Aim >>
Show every line below where "React" can be found.

Dataset content >>
——
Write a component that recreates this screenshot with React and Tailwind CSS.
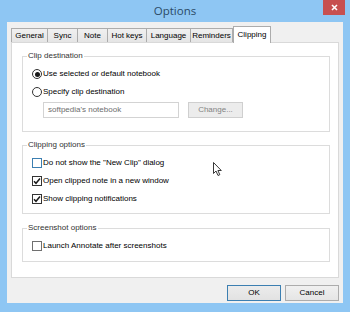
import React from 'react';

const tabs = [
  { label: 'General', w: 'w-[37px]' },
  { label: 'Sync', w: 'w-[31px]' },
  { label: 'Note', w: 'w-[31px]' },
  { label: 'Hot keys', w: 'w-[40px]' },
  { label: 'Language', w: 'w-[45px]' },
  { label: 'Reminders', w: 'w-[43px]' },
];

function Radio({ checked }) {
  return (
    <span className="w-[10px] h-[10px] rounded-full border border-[#333] bg-white flex items-center justify-center shrink-0">
      {checked && <span className="w-[5px] h-[5px] rounded-full bg-[#1a1a1a]" />}
    </span>
  );
}

function Check({ checked, hot }) {
  return (
    <span
      className={`w-[10px] h-[10px] border bg-white flex items-center justify-center shrink-0 ${
        hot ? 'border-[#3c7fb1]' : checked ? 'border-[#333]' : 'border-[#707070]'
      }`}
    >
      {checked && (
        <svg width="8" height="8" viewBox="0 0 8 8">
          <path d="M1 4.2 L3 6.3 L7 1.5" fill="none" stroke="#1a1a1a" strokeWidth="1.5" />
        </svg>
      )}
    </span>
  );
}

function Group({ title, className, children }) {
  return (
    <div className={`relative border border-[#dcdcdc] ${className}`}>
      <span className="absolute -top-[7px] left-[4px] bg-white px-[1px] text-[#333] leading-[12px]">{title}</span>
      {children}
    </div>
  );
}

function Row({ control, label }) {
  return (
    <div className="flex items-center h-[14px] gap-[1px]">
      {control}
      <span className="leading-[12px]">{label}</span>
    </div>
  );
}

export default function App() {
  return (
    <div className="relative w-[350px] h-[312px] bg-[#8ec6f3] flex flex-col overflow-hidden text-[8px] text-black font-['Liberation_Sans',Arial,sans-serif]">
      {/* title bar */}
      <div className="relative h-[22px] flex items-center justify-center">
        <span className="text-[11.5px] text-[#2b4a66] font-['Open_Sans',sans-serif]">Options</span>
        <div className="absolute right-[5px] top-0 w-[22px] h-[15px] bg-[#c75050] flex items-center justify-center">
          <svg width="7" height="7" viewBox="0 0 7 7">
            <path d="M1 1 L6 6 M6 1 L1 6" stroke="#fff" strokeWidth="1.6" />
          </svg>
        </div>
      </div>

      {/* client area */}
      <div className="mx-[7px] h-[281px] bg-[#f0f0f0] flex flex-col">
        <div className="flex items-end h-[20px] pl-[4px]">
          {tabs.map((t) => (
            <div
              key={t.label}
              className={`${t.w} h-[14px] -mr-px border border-b-0 border-[#acacac] bg-gradient-to-b from-[#f0f0f0] to-[#e5e5e5] flex items-center justify-center leading-[12px]`}
            >
              {t.label}
            </div>
          ))}
          <div className="relative z-10 w-[38px] h-[17px] -mb-px ml-px border border-b-0 border-[#acacac] bg-white flex items-start justify-center pt-[2px] leading-[12px]">
            Clipping
          </div>
        </div>

        <div className="ml-[4px] w-[328px] h-[236px] bg-white border border-[#d9d9d9] pl-[10px] pr-[8px] pt-[13px] flex flex-col">
          <Group title="Clip destination" className="h-[76px] pt-[10px] pl-[9px] flex flex-col">
            <Row control={<Radio checked />} label="Use selected or default notebook" />
            <div className="mt-[4px]">
              <Row control={<Radio />} label="Specify clip destination" />
            </div>
            <div className="mt-[3px] ml-[11px] flex gap-[9px]">
              <div className="w-[136px] h-[16px] border border-[#d3d3d3] bg-white flex items-center pl-[4px] text-[#6d6d6d]">
                softpedia's notebook
              </div>
              <div className="w-[55px] h-[16px] border border-[#cfcfcf] bg-[#ececec] flex items-center justify-center text-[#838383]">
                Change...
              </div>
            </div>
          </Group>

          <Group title="Clipping options" className="mt-[13px] h-[69px] pt-[10px] pl-[9px] flex flex-col gap-[4px]">
            <Row control={<Check hot />} label={'Do not show the "New Clip" dialog'} />
            <Row control={<Check checked />} label="Open clipped note in a new window" />
            <Row control={<Check checked />} label="Show clipping notifications" />
          </Group>

          <Group title="Screenshot options" className="mt-[14px] h-[34px] pt-[10px] pl-[9px] flex flex-col">
            <Row control={<Check />} label="Launch Annotate after screenshots" />
          </Group>
        </div>

        <div className="flex justify-end gap-[4px] pr-[4px] mt-[7px]">
          <div className="w-[54px] h-[16px] border border-[#3c7fb1] bg-gradient-to-b from-[#ececec] to-[#e2e2e2] flex items-center justify-center">
            OK
          </div>
          <div className="w-[54px] h-[16px] border border-[#acacac] bg-gradient-to-b from-[#f0f0f0] to-[#e5e5e5] flex items-center justify-center">
            Cancel
          </div>
        </div>
      </div>

      {/* mouse pointer */}
      <svg className="absolute left-[213px] top-[162px]" width="10" height="15" viewBox="0 0 10 15">
        <path d="M0.5 0.5 L0.5 11.5 L3 9 L5 13.5 L6.8 12.7 L4.9 8.5 L8.3 8.5 Z" fill="#fff" stroke="#222" strokeWidth="0.9" />
      </svg>
    </div>
  );
}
——
In response >>
Write a component that recreates this screenshot with React and Tailwind CSS.
import React from 'react';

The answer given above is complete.